Google’s place in the smartwatch market
Above all else, the Pixel Watch would give Google a chance to establish its own presence and identity in a market that Apple and Samsung currently dominate. That should sound familiar, since Google faced a similar challenge when it launched the first Pixel phone in 2016. (Google’s phones have earned a name among critics, but Apple and Samsung still dominate the US and global phone markets).
And just like the wearables industry, Google’s current position in the smartwatch realm isn’t a straightforward one. It doesn’t have a smartwatch of its own, but still holds tremendous influence because of its role as a software provider and its ownership of Fitbit. Google would also be competing against partners like Samsung by releasing its own watch, just as it’s done with smartphones.
Google also has a history of experimenting with new products for short periods of time before retiring or pivoting them. Google Glass glasses, the Nexus Q streaming media player and the Google Clips camera are all examples of such products. So it’s also unclear whether a Pixel Watch would remain for the long term alongside Fitbit’s products.

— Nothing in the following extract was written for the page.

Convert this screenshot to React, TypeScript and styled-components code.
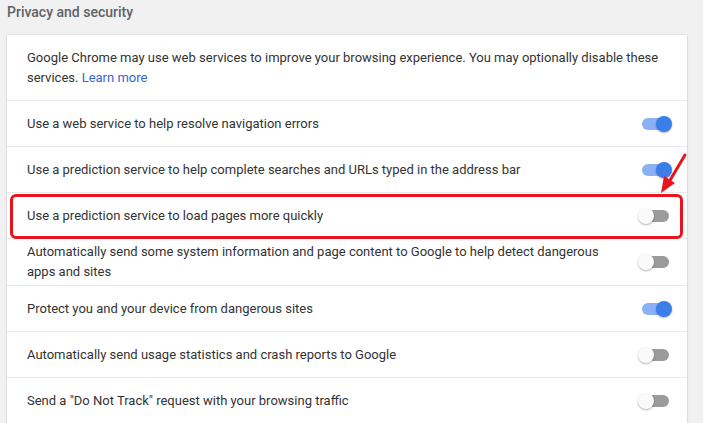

Still, the Android smartwatch experience is ripe for improvement. Until this point, Android smartwatches have been fragmented, with each device-maker pushing its own software and apps for the most part. Google and Samsung’s new version of Wear OS is a clear attempt to fix that. But those efforts don’t go far enough on the Galaxy Watch 4 just yet, which still feels more like a Samsung watch than a Google watch. If Google follows the same path it did with its Pixel phones, a Google smartwatch could be the more universal, Android-friendly Apple Watch alternative we’ve been waiting for.